## [WHAT IS EXPECTED]
Here are some records; quote them exactly, leaving out the pictures.

## [MATERIAL PROVIDED]
---+---
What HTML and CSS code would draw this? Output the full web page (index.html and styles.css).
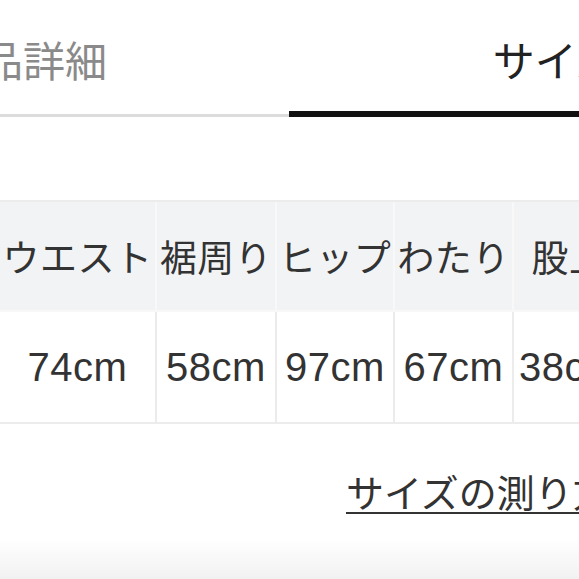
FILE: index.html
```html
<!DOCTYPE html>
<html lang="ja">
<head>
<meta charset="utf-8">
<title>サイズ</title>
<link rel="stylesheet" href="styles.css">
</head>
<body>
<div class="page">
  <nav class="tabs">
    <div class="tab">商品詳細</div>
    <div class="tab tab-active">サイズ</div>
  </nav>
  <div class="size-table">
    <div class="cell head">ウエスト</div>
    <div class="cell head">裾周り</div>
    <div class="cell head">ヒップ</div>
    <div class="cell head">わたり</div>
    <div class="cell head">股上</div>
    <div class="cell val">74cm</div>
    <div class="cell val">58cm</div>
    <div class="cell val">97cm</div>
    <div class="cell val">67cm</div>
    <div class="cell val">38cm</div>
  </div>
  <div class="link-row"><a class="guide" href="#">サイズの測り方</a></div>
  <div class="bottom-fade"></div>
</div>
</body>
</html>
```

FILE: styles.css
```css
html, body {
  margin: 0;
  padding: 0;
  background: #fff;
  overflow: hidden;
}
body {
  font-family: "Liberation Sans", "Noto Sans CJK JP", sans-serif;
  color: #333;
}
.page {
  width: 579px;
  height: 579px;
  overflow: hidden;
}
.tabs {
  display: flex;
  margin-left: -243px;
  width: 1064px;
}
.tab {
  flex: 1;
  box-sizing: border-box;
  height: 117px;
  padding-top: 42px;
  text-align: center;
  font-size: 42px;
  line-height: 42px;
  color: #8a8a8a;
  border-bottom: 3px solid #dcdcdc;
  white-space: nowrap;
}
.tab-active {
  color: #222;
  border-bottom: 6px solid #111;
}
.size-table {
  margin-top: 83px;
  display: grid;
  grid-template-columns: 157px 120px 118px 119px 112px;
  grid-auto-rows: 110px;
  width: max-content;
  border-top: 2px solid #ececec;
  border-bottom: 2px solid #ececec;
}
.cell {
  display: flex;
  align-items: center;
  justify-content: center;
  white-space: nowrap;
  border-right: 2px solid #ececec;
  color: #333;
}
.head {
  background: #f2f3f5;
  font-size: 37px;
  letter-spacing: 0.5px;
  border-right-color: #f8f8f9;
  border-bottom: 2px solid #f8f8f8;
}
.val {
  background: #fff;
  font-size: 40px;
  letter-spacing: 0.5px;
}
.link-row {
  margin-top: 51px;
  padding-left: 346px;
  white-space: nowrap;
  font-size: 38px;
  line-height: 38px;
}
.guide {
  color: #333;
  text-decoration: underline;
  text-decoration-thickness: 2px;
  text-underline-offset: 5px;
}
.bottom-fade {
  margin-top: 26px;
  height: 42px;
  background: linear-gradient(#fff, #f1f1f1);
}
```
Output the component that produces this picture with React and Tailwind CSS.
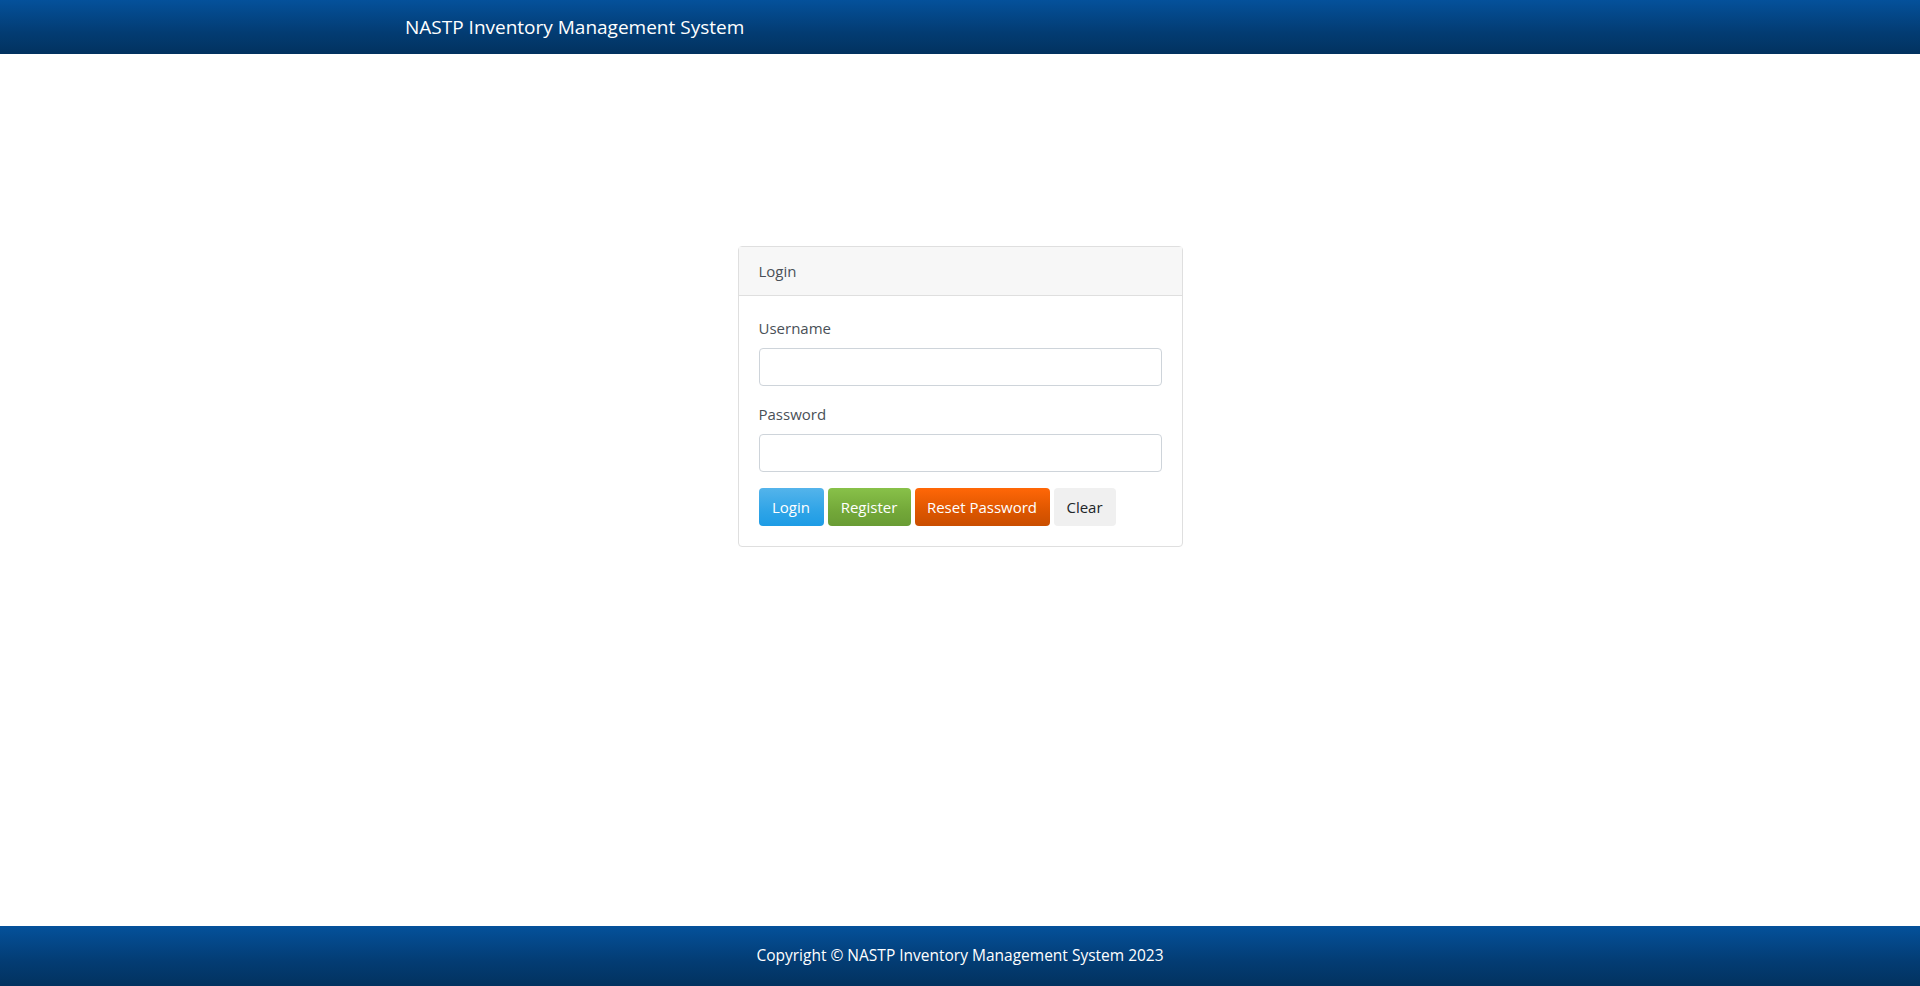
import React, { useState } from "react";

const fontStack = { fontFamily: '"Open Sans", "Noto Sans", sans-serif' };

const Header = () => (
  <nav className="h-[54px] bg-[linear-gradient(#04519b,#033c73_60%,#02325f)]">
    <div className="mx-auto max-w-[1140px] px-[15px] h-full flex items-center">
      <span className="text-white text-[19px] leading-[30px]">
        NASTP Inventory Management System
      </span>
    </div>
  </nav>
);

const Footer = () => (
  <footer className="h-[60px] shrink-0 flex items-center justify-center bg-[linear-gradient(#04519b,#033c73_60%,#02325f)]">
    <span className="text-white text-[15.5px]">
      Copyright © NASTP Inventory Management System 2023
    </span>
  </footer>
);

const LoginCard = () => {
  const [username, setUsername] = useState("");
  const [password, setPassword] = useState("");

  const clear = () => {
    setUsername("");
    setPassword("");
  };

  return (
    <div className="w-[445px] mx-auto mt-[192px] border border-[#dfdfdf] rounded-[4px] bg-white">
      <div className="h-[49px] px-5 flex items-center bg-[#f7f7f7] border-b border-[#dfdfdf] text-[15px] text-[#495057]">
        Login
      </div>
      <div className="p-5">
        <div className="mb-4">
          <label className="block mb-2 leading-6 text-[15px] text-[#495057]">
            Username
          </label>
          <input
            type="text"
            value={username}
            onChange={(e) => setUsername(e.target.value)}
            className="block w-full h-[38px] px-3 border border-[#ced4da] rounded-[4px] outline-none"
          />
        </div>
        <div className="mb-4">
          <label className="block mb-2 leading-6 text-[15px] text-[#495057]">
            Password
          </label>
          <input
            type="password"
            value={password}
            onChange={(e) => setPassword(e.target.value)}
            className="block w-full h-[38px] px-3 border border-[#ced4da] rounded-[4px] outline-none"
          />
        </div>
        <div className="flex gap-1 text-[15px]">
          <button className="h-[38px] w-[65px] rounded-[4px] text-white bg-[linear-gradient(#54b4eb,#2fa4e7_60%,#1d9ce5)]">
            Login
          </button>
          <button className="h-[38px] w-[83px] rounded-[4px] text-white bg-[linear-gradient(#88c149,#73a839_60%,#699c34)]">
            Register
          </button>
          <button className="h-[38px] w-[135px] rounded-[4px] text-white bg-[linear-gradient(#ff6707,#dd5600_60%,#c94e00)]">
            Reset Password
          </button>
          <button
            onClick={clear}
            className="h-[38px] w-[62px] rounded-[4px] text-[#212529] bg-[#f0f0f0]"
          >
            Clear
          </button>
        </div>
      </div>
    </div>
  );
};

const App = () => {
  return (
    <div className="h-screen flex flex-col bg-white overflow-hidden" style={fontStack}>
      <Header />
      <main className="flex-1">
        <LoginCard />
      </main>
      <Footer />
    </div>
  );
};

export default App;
---+---
## [RESULT FOR THIS EXERCISE]
What HTML and CSS code would draw this? Output the full web page (index.html and styles.css).
FILE: index.html
```html
<!DOCTYPE html>
<html lang="ja">
<head>
<meta charset="utf-8">
<title>サイズ</title>
<link rel="stylesheet" href="styles.css">
</head>
<body>
<div class="page">
  <nav class="tabs">
    <div class="tab">商品詳細</div>
    <div class="tab tab-active">サイズ</div>
  </nav>
  <div class="size-table">
    <div class="cell head">ウエスト</div>
    <div class="cell head">裾周り</div>
    <div class="cell head">ヒップ</div>
    <div class="cell head">わたり</div>
    <div class="cell head">股上</div>
    <div class="cell val">74cm</div>
    <div class="cell val">58cm</div>
    <div class="cell val">97cm</div>
    <div class="cell val">67cm</div>
    <div class="cell val">38cm</div>
  </div>
  <div class="link-row"><a class="guide" href="#">サイズの測り方</a></div>
  <div class="bottom-fade"></div>
</div>
</body>
</html>
```

FILE: styles.css
```css
html, body {
  margin: 0;
  padding: 0;
  background: #fff;
  overflow: hidden;
}
body {
  font-family: "Liberation Sans", "Noto Sans CJK JP", sans-serif;
  color: #333;
}
.page {
  width: 579px;
  height: 579px;
  overflow: hidden;
}
.tabs {
  display: flex;
  margin-left: -243px;
  width: 1064px;
}
.tab {
  flex: 1;
  box-sizing: border-box;
  height: 117px;
  padding-top: 42px;
  text-align: center;
  font-size: 42px;
  line-height: 42px;
  color: #8a8a8a;
  border-bottom: 3px solid #dcdcdc;
  white-space: nowrap;
}
.tab-active {
  color: #222;
  border-bottom: 6px solid #111;
}
.size-table {
  margin-top: 83px;
  display: grid;
  grid-template-columns: 157px 120px 118px 119px 112px;
  grid-auto-rows: 110px;
  width: max-content;
  border-top: 2px solid #ececec;
  border-bottom: 2px solid #ececec;
}
.cell {
  display: flex;
  align-items: center;
  justify-content: center;
  white-space: nowrap;
  border-right: 2px solid #ececec;
  color: #333;
}
.head {
  background: #f2f3f5;
  font-size: 37px;
  letter-spacing: 0.5px;
  border-right-color: #f8f8f9;
  border-bottom: 2px solid #f8f8f8;
}
.val {
  background: #fff;
  font-size: 40px;
  letter-spacing: 0.5px;
}
.link-row {
  margin-top: 51px;
  padding-left: 346px;
  white-space: nowrap;
  font-size: 38px;
  line-height: 38px;
}
.guide {
  color: #333;
  text-decoration: underline;
  text-decoration-thickness: 2px;
  text-underline-offset: 5px;
}
.bottom-fade {
  margin-top: 26px;
  height: 42px;
  background: linear-gradient(#fff, #f1f1f1);
}
```
Output the component that produces this picture with React and Tailwind CSS.
import React, { useState } from "react";

const fontStack = { fontFamily: '"Open Sans", "Noto Sans", sans-serif' };

const Header = () => (
  <nav className="h-[54px] bg-[linear-gradient(#04519b,#033c73_60%,#02325f)]">
    <div className="mx-auto max-w-[1140px] px-[15px] h-full flex items-center">
      <span className="text-white text-[19px] leading-[30px]">
        NASTP Inventory Management System
      </span>
    </div>
  </nav>
);

const Footer = () => (
  <footer className="h-[60px] shrink-0 flex items-center justify-center bg-[linear-gradient(#04519b,#033c73_60%,#02325f)]">
    <span className="text-white text-[15.5px]">
      Copyright © NASTP Inventory Management System 2023
    </span>
  </footer>
);

const LoginCard = () => {
  const [username, setUsername] = useState("");
  const [password, setPassword] = useState("");

  const clear = () => {
    setUsername("");
    setPassword("");
  };

  return (
    <div className="w-[445px] mx-auto mt-[192px] border border-[#dfdfdf] rounded-[4px] bg-white">
      <div className="h-[49px] px-5 flex items-center bg-[#f7f7f7] border-b border-[#dfdfdf] text-[15px] text-[#495057]">
        Login
      </div>
      <div className="p-5">
        <div className="mb-4">
          <label className="block mb-2 leading-6 text-[15px] text-[#495057]">
            Username
          </label>
          <input
            type="text"
            value={username}
            onChange={(e) => setUsername(e.target.value)}
            className="block w-full h-[38px] px-3 border border-[#ced4da] rounded-[4px] outline-none"
          />
        </div>
        <div className="mb-4">
          <label className="block mb-2 leading-6 text-[15px] text-[#495057]">
            Password
          </label>
          <input
            type="password"
            value={password}
            onChange={(e) => setPassword(e.target.value)}
            className="block w-full h-[38px] px-3 border border-[#ced4da] rounded-[4px] outline-none"
          />
        </div>
        <div className="flex gap-1 text-[15px]">
          <button className="h-[38px] w-[65px] rounded-[4px] text-white bg-[linear-gradient(#54b4eb,#2fa4e7_60%,#1d9ce5)]">
            Login
          </button>
          <button className="h-[38px] w-[83px] rounded-[4px] text-white bg-[linear-gradient(#88c149,#73a839_60%,#699c34)]">
            Register
          </button>
          <button className="h-[38px] w-[135px] rounded-[4px] text-white bg-[linear-gradient(#ff6707,#dd5600_60%,#c94e00)]">
            Reset Password
          </button>
          <button
            onClick={clear}
            className="h-[38px] w-[62px] rounded-[4px] text-[#212529] bg-[#f0f0f0]"
          >
            Clear
          </button>
        </div>
      </div>
    </div>
  );
};

const App = () => {
  return (
    <div className="h-screen flex flex-col bg-white overflow-hidden" style={fontStack}>
      <Header />
      <main className="flex-1">
        <LoginCard />
      </main>
      <Footer />
    </div>
  );
};

export default App;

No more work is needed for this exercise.